Mastering MySQL Indexes: Boost Query Performance with B‑Tree, Prefix, and Composite Strategies

Introduction

Before building high‑performance indexes, it is essential to understand the fundamentals of MySQL indexing, B+ tree storage, and the role of primary and secondary indexes.

B+ Tree Storage Structure

MySQL uses a B+ tree to store index information. The leaf nodes contain the indexed column values and a pointer to the full row (the primary key), while internal nodes store only the key values and child pointers. Each page is typically 16 KB, and data is read page‑wise into memory.

Types of Indexes

Clustered Index (Primary Key) : The table data is stored in the leaf nodes of the B+ tree.

Secondary (Non‑Clustered) Index : Leaf nodes store the indexed column value and the primary key of the row.

Index Selectivity

Selectivity is the ratio of distinct values to total rows. High selectivity (close to 1) means the index can quickly narrow down the search range, while low selectivity approaches a full table scan.

Prefix Indexes

For long character columns, a prefix index stores only the first n characters, reducing index size and improving I/O. The optimal prefix length balances selectivity and storage cost.
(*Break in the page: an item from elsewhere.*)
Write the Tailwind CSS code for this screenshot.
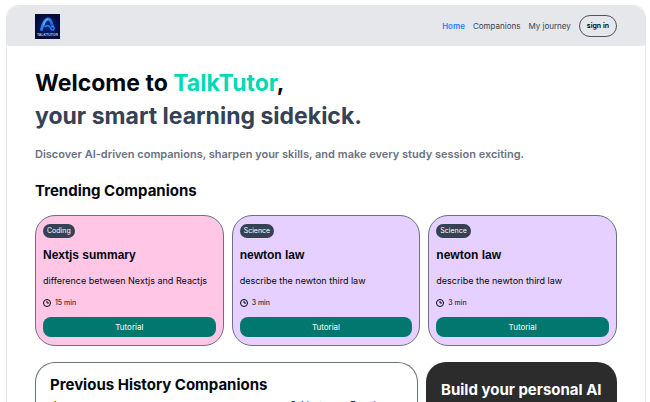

Composite Indexes and the Leftmost Principle

Composite indexes are ordered by the columns as defined. MySQL can use the index only for the leftmost contiguous columns until it encounters a range condition ( >, <, BETWEEN, LIKE '%...'). Example: an index on (empname, depno) can satisfy WHERE empname='X' AND depno=10 but not WHERE depno=10 AND empname='X' if empname is not the first column.

Covering Indexes

If a query can be satisfied entirely from the index (all selected columns are in the index), MySQL avoids a “back‑lookup” to the primary key, dramatically reducing I/O.

Index Condition Pushdown (ICP)

ICP allows the storage engine to apply additional filter conditions using the index, reducing the number of rows sent to the server. For example, a combined index on (empname, sal) can satisfy WHERE empname='John' AND sal=2000 without a back‑lookup.

When Indexes Become Ineffective

Applying functions to indexed columns (e.g., ABS(id) = 5) forces a full scan.

Type conversion mismatches, such as comparing a string column to a numeric literal, cause MySQL to cast the column and ignore the index.

Using a leading wildcard in LIKE '%value%' prevents index usage; LIKE 'value%' can still use the index.

Expressions or arithmetic on indexed columns (e.g., id+1 = 100) also disable index usage.

Indexing for Sorting

Including the ORDER BY column in a composite index (e.g., (depno, hiredate)) allows MySQL to retrieve rows already sorted, eliminating an extra sorting step.

Practical Recommendations

Prefer indexes with high selectivity; avoid indexing low‑cardinality columns.

Choose the shortest effective prefix length for long text columns.

Design composite indexes following the leftmost principle and place the most selective columns first.

Use covering indexes to eliminate back‑lookups.

Leverage ICP by creating indexes that include all filter conditions.

Avoid functions, type casts, and leading wildcards on indexed columns.

Include ORDER BY columns in indexes when sorting large result sets.

Conclusion

Understanding index selectivity, prefix length, composite index ordering, and advanced features like covering indexes and ICP enables developers to write queries that fully exploit MySQL’s indexing capabilities, resulting in faster data retrieval and more efficient database operations.